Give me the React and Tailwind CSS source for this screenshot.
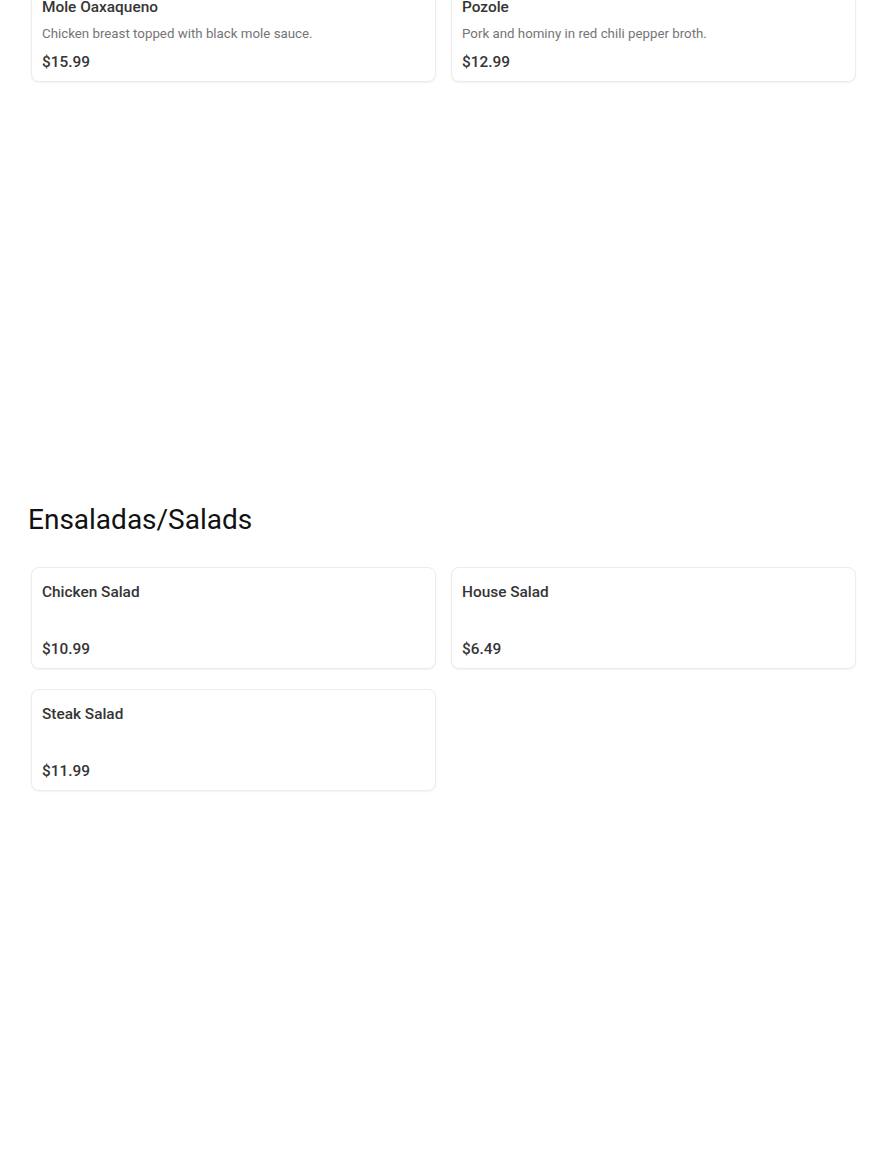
const platos = [
  { name: "Mole Oaxaqueno", desc: "Chicken breast topped with black mole sauce.", price: "$15.99" },
  { name: "Pozole", desc: "Pork and hominy in red chili pepper broth.", price: "$12.99" },
];

const ensaladas = [
  { name: "Chicken Salad", desc: "", price: "$10.99" },
  { name: "House Salad", desc: "", price: "$6.49" },
  { name: "Steak Salad", desc: "", price: "$11.99" },
];

const MenuCard = ({ item }) => (
  <div className="bg-white border border-[#ececec] rounded-lg shadow-[0_1px_2px_rgba(0,0,0,0.05)] px-[10px] pt-[14px] pb-[9px]">
    <div className="text-[15.4px] leading-[20px] font-medium text-[#353535] mb-2">
      {item.name}
    </div>
    {item.desc ? (
      <p className="text-[13.3px] leading-[18px] text-[#757575] mb-[9px]">{item.desc}</p>
    ) : (
      <div className="h-[20px] mb-[9px]"></div>
    )}
    <div className="text-[15.4px] leading-[20px] font-medium text-[#353535]">
      {item.price}
    </div>
  </div>
);

const MenuGrid = ({ items }) => (
  <div className="grid grid-cols-2 gap-x-[15px] gap-y-5 pl-[31px] pr-[34px]">
    {items.map((item) => (
      <MenuCard key={item.name} item={item} />
    ))}
  </div>
);

export default function App() {
  return (
    <div className="min-h-[1163px] bg-white overflow-hidden" style={{ fontFamily: "Roboto, 'Noto Sans', sans-serif" }}>
      <section className="-mt-[18px]">
        <MenuGrid items={platos} />
      </section>

      <section className="mt-[421px]">
        <h2 className="pl-[28px] text-[28px] leading-[34px] font-normal text-[#111] mb-[30px]">
          Ensaladas/Salads
        </h2>
        <MenuGrid items={ensaladas} />
      </section>
    </div>
  );
}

○ ○ ○ ○

**Work to complete**
Please set down each line of the data above exactly as written, without the pictures.

**Response below**
Give me the React and Tailwind CSS source for this screenshot.
const platos = [
  { name: "Mole Oaxaqueno", desc: "Chicken breast topped with black mole sauce.", price: "$15.99" },
  { name: "Pozole", desc: "Pork and hominy in red chili pepper broth.", price: "$12.99" },
];

const ensaladas = [
  { name: "Chicken Salad", desc: "", price: "$10.99" },
  { name: "House Salad", desc: "", price: "$6.49" },
  { name: "Steak Salad", desc: "", price: "$11.99" },
];

const MenuCard = ({ item }) => (
  <div className="bg-white border border-[#ececec] rounded-lg shadow-[0_1px_2px_rgba(0,0,0,0.05)] px-[10px] pt-[14px] pb-[9px]">
    <div className="text-[15.4px] leading-[20px] font-medium text-[#353535] mb-2">
      {item.name}
    </div>
    {item.desc ? (
      <p className="text-[13.3px] leading-[18px] text-[#757575] mb-[9px]">{item.desc}</p>
    ) : (
      <div className="h-[20px] mb-[9px]"></div>
    )}
    <div className="text-[15.4px] leading-[20px] font-medium text-[#353535]">
      {item.price}
    </div>
  </div>
);

const MenuGrid = ({ items }) => (
  <div className="grid grid-cols-2 gap-x-[15px] gap-y-5 pl-[31px] pr-[34px]">
    {items.map((item) => (
      <MenuCard key={item.name} item={item} />
    ))}
  </div>
);

export default function App() {
  return (
    <div className="min-h-[1163px] bg-white overflow-hidden" style={{ fontFamily: "Roboto, 'Noto Sans', sans-serif" }}>
      <section className="-mt-[18px]">
        <MenuGrid items={platos} />
      </section>

      <section className="mt-[421px]">
        <h2 className="pl-[28px] text-[28px] leading-[34px] font-normal text-[#111] mb-[30px]">
          Ensaladas/Salads
        </h2>
        <MenuGrid items={ensaladas} />
      </section>
    </div>
  );
}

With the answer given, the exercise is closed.